Monday, September 03, 2012

Gridiron Solitaire #20: Peek

After last weeks update, I decided to implement the "peek" feature, or rather, decided to try to implement it. I wasn't sure how long it would take, wasn't optimistic, and wasn't confident (my coding attitude in a nutshell).

I did, however, have an extremely detailed list.

I've learned the hard way that having a detailed list of what must be done to accomplish a particular programming task is invaluable. Usually, when something takes me 2X as long as I thought it would, it's because my original understanding of the task sucked, and because of that, so did my list.

The list, though, was very good this time, and it basically took only one day to get peek up and running. Here's a screenshot, with a few caveats:
1. The peek card shouldn't be showing as much. It should just show enough to expose its number.
2. The cards hadn't been redone, so there was no number in the upper left-hand corner.
3. Also in relation to the card numbers, they hadn't been filled in with red/black yet.

Having said all that, you can still get an idea of what it would look like:

The first game I played with the peek feature enabled, it just didn't feel right. I was so used to the old gameplay that I had a tough time adjusting.

By the fifth game, two days later, I fully embraced the outcome, which was that the peek feature sucked.

Totally sucked.

Here's the thing: from day one, one of my primary design goals was gameplay speed. I wanted a game to take 15 minutes, and for that to happen, the card play had to be "one look."

Originally, there weren't many decisions to make in relation to the cards. The wild card added strategy, when it was on the board, but otherwise, the decisions involved football strategy and when to risk pressing the Big Play button.

With peek, that was all turned on its head. Gameplay went from one look to five look--not all the time, but often enough that game speed turned into glue. Decisions went from being clearly signposted to occurring constantly. It just killed the flow of the game.

Plus, the clean, crisp look of the layout became very cluttered with the addition of the peek cards.

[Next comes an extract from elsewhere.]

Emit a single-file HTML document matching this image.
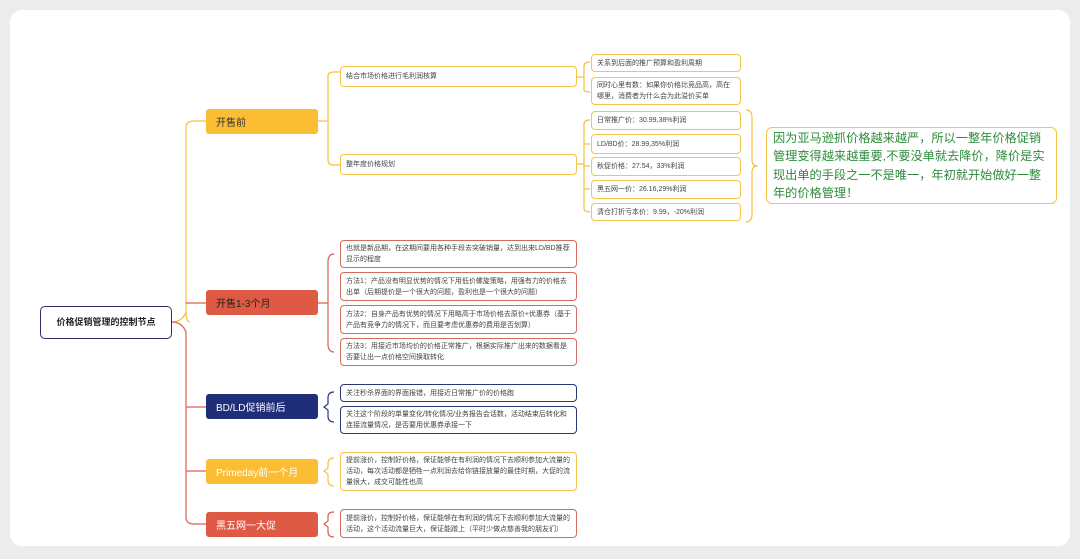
<!DOCTYPE html>
<html><head><meta charset="utf-8"><style>
*{margin:0;padding:0;box-sizing:border-box}
body{width:1080px;height:559px;background:#ececec;position:relative;overflow:hidden;font-family:"Liberation Sans","Noto Sans CJK SC",sans-serif}
.card{position:absolute;left:10px;top:10px;width:1060px;height:536px;background:#fff;border-radius:12px}
.b{position:absolute;border:1.3px solid;border-radius:4px;font-size:7px;line-height:11px;color:#444;padding:0 5px;display:flex;align-items:center;background:#fff}
.y{border-color:#f5c54a}.r{border-color:#d66a5e}.n{border-color:#2a3675}
.l1{position:absolute;left:206px;width:112px;height:25px;border-radius:3px;font-size:10px;display:flex;align-items:center;padding-left:10px;color:#fff}
</style></head><body>
<div class="card"></div>
<svg style="position:absolute;left:0;top:0" width="1080" height="559" fill="none" stroke-width="1.2">
<path d="M172 322 Q182 322 186 312 L186 128 Q186 121 194 121 L206 121" stroke="#f5c040"/>
<path d="M186 312 Q186 322 190 322" stroke="#f5c040"/>
<path d="M172 322 Q182 322 186 332 L186 517 Q186 524 194 524 L206 524" stroke="#d8604e"/>
<path d="M186 303 L206 303 M186 407 L206 407 M186 471 L206 471" stroke="#d8604e"/>
<path d="M328 76 Q328 72 334 72 L340 72 M328 76 L328 160 Q328 165 334 165 L340 165 M318 121 L328 121" stroke="#f5c040"/>
<path d="M577 77 L584 77 M584 66 L584 90 M584 66 Q584 62 590 62 M584 90 Q584 92 590 92" stroke="#f5c040"/>
<path d="M577 164 L584 164 M584 124 L584 208 M584 124 Q584 120 590 120 M584 208 Q584 212 590 212 M584 144 L590 144 M584 166 L590 166 M584 189 L590 189" stroke="#f5c040"/>
<path d="M746 110 Q752 110 752 118 L752 160 Q752 166 758 166 Q752 166 752 172 L752 214 Q752 222 746 222" stroke="#f5c040"/>
<path d="M334 254 Q328 254 328 262 L328 344 Q328 352 334 352 M318 303 L328 303" stroke="#d8604e"/>
<path d="M334 392 Q328 392 328 398 L328 404 L324 407 L328 410 L328 416 Q328 422 334 422" stroke="#2a3675"/>
<path d="M334 458 Q328 458 328 464 L328 468 L324 471 L328 474 L328 480 Q328 486 334 486" stroke="#f5c040"/>
<path d="M334 512 Q328 512 328 516 L328 521 L324 524 L328 527 L328 532 Q328 537 334 537" stroke="#d8604e"/>
</svg>
<div class="b" style="left:40px;top:306px;width:132px;height:33px;border:1.8px solid #2a2f66;border-radius:5px;font-size:9px;font-weight:bold;color:#222;justify-content:center">价格促销管理的控制节点</div>
<div class="l1" style="top:109px;background:#fbbd33;color:#333">开售前</div>
<div class="l1" style="top:290px;background:#df5a44;color:#222">开售1-3个月</div>
<div class="l1" style="top:394px;background:#1f2e78">BD/LD促销前后</div>
<div class="l1" style="top:459px;background:#fbbd33">Primeday前一个月</div>
<div class="l1" style="top:512px;background:#df5a44">黑五网一大促</div>

<div class="b y" style="left:340px;top:66px;width:237px;height:21px">结合市场价格进行毛利润核算</div>
<div class="b y" style="left:340px;top:154px;width:237px;height:21px">整年度价格规划</div>
<div class="b y" style="left:591px;top:54px;width:150px;height:18px">关系到后面的推广预算和盈利周期</div>
<div class="b y" style="left:591px;top:77px;width:150px;height:28px">同时心里有数：如果你价格比竞品高，高在哪里，消费者为什么会为此溢价买单</div>
<div class="b y" style="left:591px;top:111px;width:150px;height:19px">日常推广价：30.99,38%利润</div>
<div class="b y" style="left:591px;top:134px;width:150px;height:20px">LD/BD价：28.99,35%利润</div>
<div class="b y" style="left:591px;top:157px;width:150px;height:19px">秋促价格：27.54，33%利润</div>
<div class="b y" style="left:591px;top:180px;width:150px;height:19px">黑五网一价：26.16,29%利润</div>
<div class="b y" style="left:591px;top:203px;width:150px;height:18px">清仓打折亏本价：9.99，-20%利润</div>
<div class="b y" style="left:766px;top:127px;width:291px;height:77px;font-size:12.2px;line-height:18.5px;color:#2f8a3c;padding:0 6px;border-radius:6px">因为亚马逊抓价格越来越严，所以一整年价格促销管理变得越来越重要,不要没单就去降价，降价是实现出单的手段之一不是唯一，年初就开始做好一整年的价格管理！</div>

<div class="b r" style="left:340px;top:240px;width:237px;height:28px">也就是新品期，在这期间要用各种手段去突破销量，达到出来LD/BD推荐显示的程度</div>
<div class="b r" style="left:340px;top:272px;width:237px;height:29px">方法1：产品没有明显优势的情况下用低价螺旋策略，用强有力的价格去出单（后期提价是一个很大的问题，盈利也是一个很大的问题）</div>
<div class="b r" style="left:340px;top:305px;width:237px;height:29px">方法2：自身产品有优势的情况下用略高于市场价格去原价+优惠券（基于产品有竞争力的情况下，而且要考虑优惠券的费用是否划算）</div>
<div class="b r" style="left:340px;top:338px;width:237px;height:28px">方法3：用接近市场均价的价格正常推广，根据实际推广出来的数据看是否要让出一点价格空间换取转化</div>
<div class="b n" style="left:340px;top:384px;width:237px;height:18px">关注秒杀界面的界面报错，用接近日常推广价的价格跑</div>
<div class="b n" style="left:340px;top:406px;width:237px;height:28px">关注这个阶段的单量变化/转化情况/业务报告会话数，活动结束后转化和连接流量情况，是否要用优惠券承接一下</div>
<div class="b y" style="left:340px;top:452px;width:237px;height:39px">提前涨价，控制好价格，保证能够在有利润的情况下去顺利参加大流量的活动，每次活动都是牺牲一点利润去给你链接放量的最佳时期，大促的流量很大，成交可能性也高</div>
<div class="b r" style="left:340px;top:509px;width:237px;height:29px">提前涨价，控制好价格，保证能够在有利润的情况下去顺利参加大流量的活动，这个活动流量巨大，保证能蹭上（平时少做点慈善我的朋友们）</div>
</body></html>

I originally made this change because someone I respect highly said that the card play just wasn't interesting enough, but when he played the new build, he didn't like it, either.

Bye bye, peek feature.

Some good things did happen because of this, though. First, I understood why peek didn't work, and it reinforced why I originally designed the game the way I did. Second, fiddling with the layout resulted in me making a few changes to the non-peek layout that I think are both pleasing and more efficient. Third, Fredrik redid the cards so that the outside numbers, instead of just being an outline, are filled in with the card color, and they really pop now.

In the end, it wound up being an interesting rabbit hole, with a few small treasures discovered that made it worth the dig.